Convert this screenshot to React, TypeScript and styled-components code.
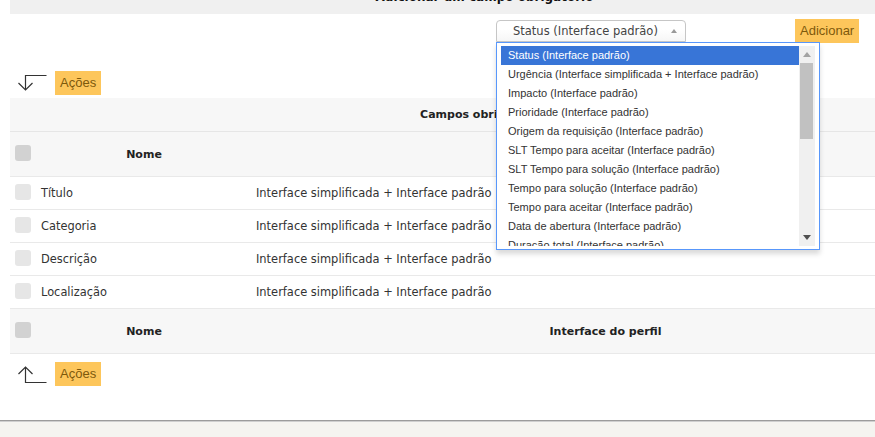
import React from "react";
import styled, { createGlobalStyle } from "styled-components";

const Global = createGlobalStyle`
  html, body { margin: 0; padding: 0; overflow: hidden; background: #fff; }
  *, *::before, *::after { box-sizing: border-box; }
  body { font-family: "DejaVu Sans", Verdana, sans-serif; color: #333; }
`;

const Page = styled.div`
  margin-top: -20px;
  display: flex;
  flex-direction: column;
  width: 875px;
  height: 457px;
`;

const Main = styled.div`
  padding: 0 0 34px 10px;
  display: flex;
  flex-direction: column;
  width: 959px;
`;

const TitleBand = styled.div`
  width: 949px;
  height: 34px;
  line-height: 34px;
  background: #f0f0f0;
  text-align: center;
  font-weight: bold;
  font-size: 12px;
  color: #111;
`;

const AddRow = styled.div`
  display: flex;
  align-items: center;
  height: 24px;
  margin-top: 5px;
`;

const SelectWrap = styled.div`
  position: relative;
  margin-left: 486px;
  width: 190px;
`;

const SelectBox = styled.div`
  height: 22px;
  border: 1px solid #c6c6c6;
  border-radius: 4px 4px 0 0;
  background: linear-gradient(#ffffff 40%, #f6f6f6);
  display: flex;
  align-items: center;
  padding: 0 8px 0 16px;
  font-size: 11.5px;
  color: #444;
  white-space: nowrap;
`;

const SelectText = styled.span`
  flex: 1;
`;

const Triangle = styled.span<{ $dir: "up" | "down"; $color: string; $size?: number }>`
  width: 0;
  height: 0;
  border-left: ${(p) => p.$size ?? 3}px solid transparent;
  border-right: ${(p) => p.$size ?? 3}px solid transparent;
  ${(p) =>
    p.$dir === "up"
      ? `border-bottom: ${(p.$size ?? 3) + 1}px solid ${p.$color};`
      : `border-top: ${(p.$size ?? 3) + 1}px solid ${p.$color};`}
`;

const Drop = styled.div`
  position: absolute;
  top: 22px;
  left: 0;
  width: 324px;
  height: 208px;
  background: #fff;
  border: 1px solid #5897fb;
  box-shadow: 0 4px 5px rgba(0, 0, 0, 0.15);
  padding: 3px 4px;
  display: flex;
  z-index: 5;
`;

const Options = styled.ul`
  list-style: none;
  margin: 0;
  padding: 0;
  flex: 1;
  height: 200px;
  overflow: hidden;
`;

const Option = styled.li<{ $active?: boolean }>`
  height: 19px;
  line-height: 19px;
  padding-left: 7px;
  font-family: "Liberation Sans", Arial, sans-serif;
  font-size: 11px;
  white-space: nowrap;
  color: ${(p) => (p.$active ? "#fff" : "#333")};
  background: ${(p) => (p.$active ? "#3875d7" : "transparent")};
`;

const Scrollbar = styled.div`
  width: 16px;
  height: 200px;
  background: #f0f0f0;
  display: flex;
  flex-direction: column;
`;

const ScrollBtn = styled.div`
  height: 17px;
  display: flex;
  align-items: center;
  justify-content: center;
`;

const Thumb = styled.div`
  height: 76px;
  margin: 0 2px 0 1px;
  background: #c1c1c1;
`;

const Spacer = styled.div`
  flex: 1;
`;

const YellowButton = styled.div<{ $ml?: number }>`
  height: 24px;
  line-height: 24px;
  padding: 0 5px;
  margin-left: ${(p) => p.$ml ?? 0}px;
  background: #fdc65b;
  color: #7d590c;
  font-family: "Liberation Sans", Arial, sans-serif;
  font-size: 13px;
`;

const ActionsRow = styled.div<{ $mt: number }>`
  display: flex;
  align-items: center;
  margin-top: ${(p) => p.$mt}px;
  height: 24px;
`;

const ArrowIcon = styled.svg`
  margin-left: 7px;
  margin-right: 7px;
  flex: none;
`;

const Table = styled.div`
  width: 949px;
  margin-top: 3px;
  display: flex;
  flex-direction: column;
`;

const CaptionRow = styled.div`
  height: 34px;
  border-bottom: 1px solid #e6e6e6;
  background: #f7f7f7;
  display: flex;
  align-items: center;
  justify-content: center;
  font-weight: bold;
  font-size: 11px;
  color: #222;
`;

const Row = styled.div<{ $head?: boolean }>`
  display: grid;
  grid-template-columns: 26px 216px 1fr;
  align-items: center;
  height: ${(p) => (p.$head ? 45 : 33)}px;
  background: ${(p) => (p.$head ? "#f7f7f7" : "#fff")};
  border-bottom: 1px solid #e9e9e9;
`;

const CheckCell = styled.div`
  padding-left: 5px;
  display: flex;
  align-items: center;
`;

const Check = styled.div<{ $head?: boolean }>`
  width: 16px;
  height: 16px;
  border-radius: 3px;
  background: ${(p) => (p.$head ? "#d2d2d2" : "#e6e6e6")};
  margin-top: ${(p) => (p.$head ? -3 : -2)}px;
`;

const HeadCell = styled.div`
  text-align: center;
  font-weight: bold;
  font-size: 11px;
  color: #222;
`;

const Cell = styled.div`
  padding-left: 5px;
  font-size: 11.4px;
  color: #333;
  white-space: nowrap;
`;

const ValueCell = styled(Cell)`
  padding-left: 4px;
  font-size: 11.45px;
`;

const Footer = styled.div`
  flex: 1;
  border-top: 1px solid #9c9c9c;
  box-shadow: inset 0 1px 0 #cfcfcf;
  background: #f5f4f0;
`;

const options = [
  "Status (Interface padrão)",
  "Urgência (Interface simplificada + Interface padrão)",
  "Impacto (Interface padrão)",
  "Prioridade (Interface padrão)",
  "Origem da requisição (Interface padrão)",
  "SLT Tempo para aceitar (Interface padrão)",
  "SLT Tempo para solução (Interface padrão)",
  "Tempo para solução (Interface padrão)",
  "Tempo para aceitar (Interface padrão)",
  "Data de abertura (Interface padrão)",
  "Duração total (Interface padrão)",
  "Data de fechamento (Interface padrão)",
];

const rows = ["Título", "Categoria", "Descrição", "Localização"];

const DownArrow = () => (
  <ArrowIcon width="31" height="18" viewBox="0 0 31 18">
    <path d="M29.5 1.5 H8.5 V16 M1.5 9 L8.5 16 L15.5 9" fill="none" stroke="#333" strokeWidth="1.2" />
  </ArrowIcon>
);

const UpArrow = () => (
  <ArrowIcon width="31" height="20" viewBox="0 0 31 20">
    <path d="M29.5 18.5 H8.5 V3 M1.5 10 L8.5 3 L15.5 10" fill="none" stroke="#333" strokeWidth="1.2" />
  </ArrowIcon>
);

const HeaderRow = () => (
  <Row $head>
    <CheckCell>
      <Check $head />
    </CheckCell>
    <HeadCell>Nome</HeadCell>
    <HeadCell>Interface do perfil</HeadCell>
  </Row>
);

export default function App() {
  return (
    <>
      <Global />
      <Page>
        <Main>
          <TitleBand>Adicionar um campo obrigatório</TitleBand>
          <AddRow>
            <SelectWrap>
              <SelectBox>
                <SelectText>Status (Interface padrão)</SelectText>
                <Triangle $dir="up" $color="#999" />
              </SelectBox>
              <Drop>
                <Options>
                  {options.map((o, i) => (
                    <Option key={o} $active={i === 0}>
                      {o}
                    </Option>
                  ))}
                </Options>
                <Scrollbar>
                  <ScrollBtn>
                    <Triangle $dir="up" $color="#a3a3a3" $size={4} />
                  </ScrollBtn>
                  <Thumb />
                  <Spacer />
                  <ScrollBtn>
                    <Triangle $dir="down" $color="#505050" $size={4} />
                  </ScrollBtn>
                </Scrollbar>
              </Drop>
            </SelectWrap>
            <YellowButton $ml={109}>Adicionar</YellowButton>
          </AddRow>
          <ActionsRow $mt={28}>
            <DownArrow />
            <YellowButton>Ações</YellowButton>
          </ActionsRow>
          <Table>
            <CaptionRow>Campos obrigatórios</CaptionRow>
            <HeaderRow />
            {rows.map((r) => (
              <Row key={r}>
                <CheckCell>
                  <Check />
                </CheckCell>
                <Cell>{r}</Cell>
                <ValueCell>Interface simplificada + Interface padrão</ValueCell>
              </Row>
            ))}
            <HeaderRow />
          </Table>
          <ActionsRow $mt={8}>
            <UpArrow />
            <YellowButton>Ações</YellowButton>
          </ActionsRow>
        </Main>
        <Footer />
      </Page>
    </>
  );
}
------------------------------------------------
== Directions ==
Of the lines above, copy each that contains "React".

== Answer for the task ==
Convert this screenshot to React, TypeScript and styled-components code.
import React from "react";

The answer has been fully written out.